Most people treat these as a "set it and forget it" solution. Bad move.

  1. Ignoring the Drain Plugs: Seriously, check your plugs. If they’re cross-threaded or missing the O-ring, your barrier will slowly leak. A dry barrier is a useless barrier.
  2. Improper Interlocking: Most systems use a "male-to-female" T-slot or a pin-and-loop system. If they aren't fully seated, the chain won't hold under tension.
  3. Placement Angles: If you flare the barriers too sharply away from the road, you create a "spear" point. If a car hits the end of the line head-on, it’s a disaster. You need a proper "terminal end" or an impact attenuator.
  4. Overfilling: Don't try to get "extra" weight by filling them to the brim and sealing them air-tight in the heat. Thermal expansion is real. Give it a little breathing room.

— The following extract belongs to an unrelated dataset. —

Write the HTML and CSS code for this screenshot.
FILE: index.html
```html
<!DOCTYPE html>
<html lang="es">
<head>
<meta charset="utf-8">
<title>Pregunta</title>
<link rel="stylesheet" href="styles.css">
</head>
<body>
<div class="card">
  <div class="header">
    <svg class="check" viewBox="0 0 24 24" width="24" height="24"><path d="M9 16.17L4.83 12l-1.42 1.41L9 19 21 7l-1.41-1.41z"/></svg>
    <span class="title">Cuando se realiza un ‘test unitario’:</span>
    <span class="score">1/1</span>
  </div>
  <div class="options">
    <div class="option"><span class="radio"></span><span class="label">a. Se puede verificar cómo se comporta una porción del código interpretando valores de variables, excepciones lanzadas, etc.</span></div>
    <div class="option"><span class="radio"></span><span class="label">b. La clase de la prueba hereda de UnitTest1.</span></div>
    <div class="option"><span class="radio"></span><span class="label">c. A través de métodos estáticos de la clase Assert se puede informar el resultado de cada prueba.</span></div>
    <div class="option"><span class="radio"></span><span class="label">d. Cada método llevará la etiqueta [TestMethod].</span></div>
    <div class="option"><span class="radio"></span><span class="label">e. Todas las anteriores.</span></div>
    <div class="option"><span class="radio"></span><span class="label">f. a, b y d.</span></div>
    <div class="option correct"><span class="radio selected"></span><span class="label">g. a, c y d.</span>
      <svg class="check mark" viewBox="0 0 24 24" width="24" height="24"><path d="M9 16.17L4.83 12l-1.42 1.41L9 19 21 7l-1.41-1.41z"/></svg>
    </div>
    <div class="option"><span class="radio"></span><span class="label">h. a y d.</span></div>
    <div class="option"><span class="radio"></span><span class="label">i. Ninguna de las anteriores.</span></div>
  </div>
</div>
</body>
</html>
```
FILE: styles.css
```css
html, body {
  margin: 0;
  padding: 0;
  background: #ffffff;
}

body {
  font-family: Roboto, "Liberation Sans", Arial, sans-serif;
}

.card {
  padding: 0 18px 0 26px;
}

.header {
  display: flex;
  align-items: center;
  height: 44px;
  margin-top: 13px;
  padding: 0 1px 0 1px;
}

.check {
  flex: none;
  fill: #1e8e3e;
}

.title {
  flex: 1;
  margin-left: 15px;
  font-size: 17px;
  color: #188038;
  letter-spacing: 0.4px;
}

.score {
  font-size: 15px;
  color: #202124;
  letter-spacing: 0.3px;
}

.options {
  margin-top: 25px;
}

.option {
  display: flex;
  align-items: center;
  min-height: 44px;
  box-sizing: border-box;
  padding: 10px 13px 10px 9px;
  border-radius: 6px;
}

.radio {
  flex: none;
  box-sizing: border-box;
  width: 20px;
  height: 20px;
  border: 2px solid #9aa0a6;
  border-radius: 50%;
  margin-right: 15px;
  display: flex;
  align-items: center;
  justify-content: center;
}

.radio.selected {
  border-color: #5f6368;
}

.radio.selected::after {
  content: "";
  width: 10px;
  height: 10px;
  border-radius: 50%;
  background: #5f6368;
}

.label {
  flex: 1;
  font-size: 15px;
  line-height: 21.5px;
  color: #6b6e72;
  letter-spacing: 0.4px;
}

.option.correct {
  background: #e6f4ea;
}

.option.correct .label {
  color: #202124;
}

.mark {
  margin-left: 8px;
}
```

Real World Evidence: The Cost of Failure

There was a case a few years back—I won't name the specific contractor—where they used unweighted barriers to shield a trench. A gust of wind—just wind!—knocked the barriers over. One fell into the trench. It didn't hit anyone, thankfully, but the resulting OSHA inspection found that because the barriers weren't filled according to the manufacturer's spec, they were essentially an "unsecured hazard." The fine was significantly higher than the cost of the water would have been.

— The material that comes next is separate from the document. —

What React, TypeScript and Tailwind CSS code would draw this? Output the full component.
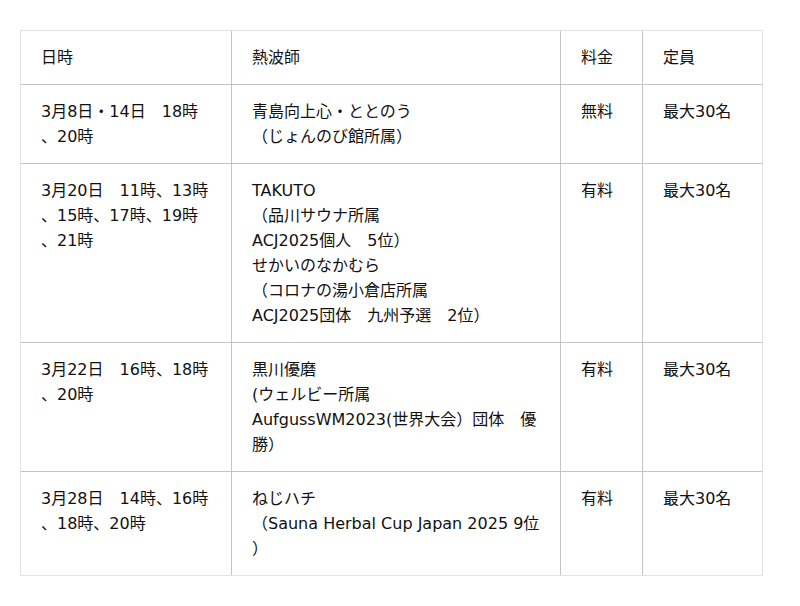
import React from "react";

type Row = { date: string[]; master: string[]; fee: string; cap: string };

const rows: Row[] = [
  {
    date: ["3月8日・14日　18時", "、20時"],
    master: ["青島向上心・ととのう", "（じょんのび館所属）"],
    fee: "無料",
    cap: "最大30名",
  },
  {
    date: ["3月20日　11時、13時", "、15時、17時、19時", "、21時"],
    master: [
      "TAKUTO",
      "（品川サウナ所属",
      "ACJ2025個人　5位）",
      "せかいのなかむら",
      "（コロナの湯小倉店所属",
      "ACJ2025団体　九州予選　2位）",
    ],
    fee: "有料",
    cap: "最大30名",
  },
  {
    date: ["3月22日　16時、18時", "、20時"],
    master: ["黒川優磨", "(ウェルビー所属", "AufgussWM2023(世界大会）団体　優", "勝）"],
    fee: "有料",
    cap: "最大30名",
  },
  {
    date: ["3月28日　14時、16時", "、18時、20時"],
    master: ["ねじハチ", "（Sauna Herbal Cup Japan 2025 9位", "）"],
    fee: "有料",
    cap: "最大30名",
  },
];

function Lines({ lines }: { lines: string[] }) {
  return (
    <>
      {lines.map((l, i) => (
        <div key={i} className="whitespace-pre">
          {l}
        </div>
      ))}
    </>
  );
}

export default function App() {
  const cell = "px-5 py-[14px]";
  return (
    <div
      className="w-[800px] h-[606px] bg-white text-[16px] leading-[25px] text-[#111]"
      style={{ fontFamily: '"DejaVu Sans", "Noto Sans CJK JP", sans-serif' }}
    >
      <div className="pt-[30px] pl-[20px]">
        <div className="w-[743px] border border-[#e2e2e2]">
          <div className="grid grid-cols-[210px_329px_82px_120px]">
            <div className={cell}>日時</div>
            <div className={`${cell} border-l border-[#c4c4c4]`}>熱波師</div>
            <div className={`${cell} border-l border-[#c4c4c4]`}>料金</div>
            <div className={`${cell} border-l border-[#c4c4c4]`}>定員</div>
          </div>
          {rows.map((r, i) => (
            <div
              key={i}
              className="grid grid-cols-[210px_329px_82px_120px] border-t border-[#c4c4c4]"
            >
              <div className={cell}>
                <Lines lines={r.date} />
              </div>
              <div className={`${cell} border-l border-[#c4c4c4]`}>
                <Lines lines={r.master} />
              </div>
              <div className={`${cell} border-l border-[#c4c4c4]`}>{r.fee}</div>
              <div className={`${cell} border-l border-[#c4c4c4]`}>{r.cap}</div>
            </div>
          ))}
        </div>
      </div>
    </div>
  );
}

It’s about more than just physics; it’s about the "paper trail" of safety. If an accident happens, the first thing the investigators do is check the weight of those barriers. If they’re light, the contractor is liable. Period.

The Future: Smart Barriers?

We're starting to see some interesting tech in this space. Some companies are experimenting with sensors that can detect if a water filled jersey barrier has been hit or if the water level has dropped due to a leak. It’s still a bit "bleeding edge" for most highway departments, but for high-security areas or long-term multi-year projects, the ability to monitor your perimeter remotely is a game changer.

Also, look for more sustainable plastics. The industry is moving toward recycled resins, though there's still a big debate about whether recycled plastic can maintain the same impact strength as virgin material. Most experts say we're almost there.

Actionable Steps for Your Next Project

If you’re tasked with sourcing or setting up these units, don't just call the first rental yard you find.

  • Audit the Speed Limit: If the road is 45 mph or higher, stop looking at "delineators" and start looking at MASH-compliant "barriers." There is a legal difference.
  • Calculate Your Water Needs: If you’re deploying 100 barriers, and each holds 120 gallons, you need 12,000 gallons of water. A standard water truck holds about 2,000 to 4,000 gallons. You’re looking at three to six trips. Factor that into your timeline.
  • Verify the Hardware: Ensure the connecting pins are actually on the truck. You’d be surprised how many times barriers arrive with no way to link them together.
  • Plan the Emptying: How do you get the water out? Most have a drain plug at the bottom. If you’re on a bridge or near a sensitive ecosystem, you can't just dump 12,000 gallons of chlorinated (or salted) water onto the ground. You might need to pump it out.

Final Word on Site Safety

At the end of the day, a water filled jersey barrier is a tool. Like any tool, it’s only effective if you use it for its intended purpose. It’s not a replacement for concrete in every scenario, and it’s not a "set and forget" item. It requires maintenance, proper filling, and an understanding of the physics at play.

Safety isn't just about putting orange stuff between the cars and the workers. It's about ensuring that orange stuff actually does its job when the worst-case scenario happens. Keep your barriers filled, keep your pins locked, and keep your specs updated to the latest MASH standards. Your crew's lives—and your company’s liability—depend on those thousands of gallons of water staying exactly where they belong.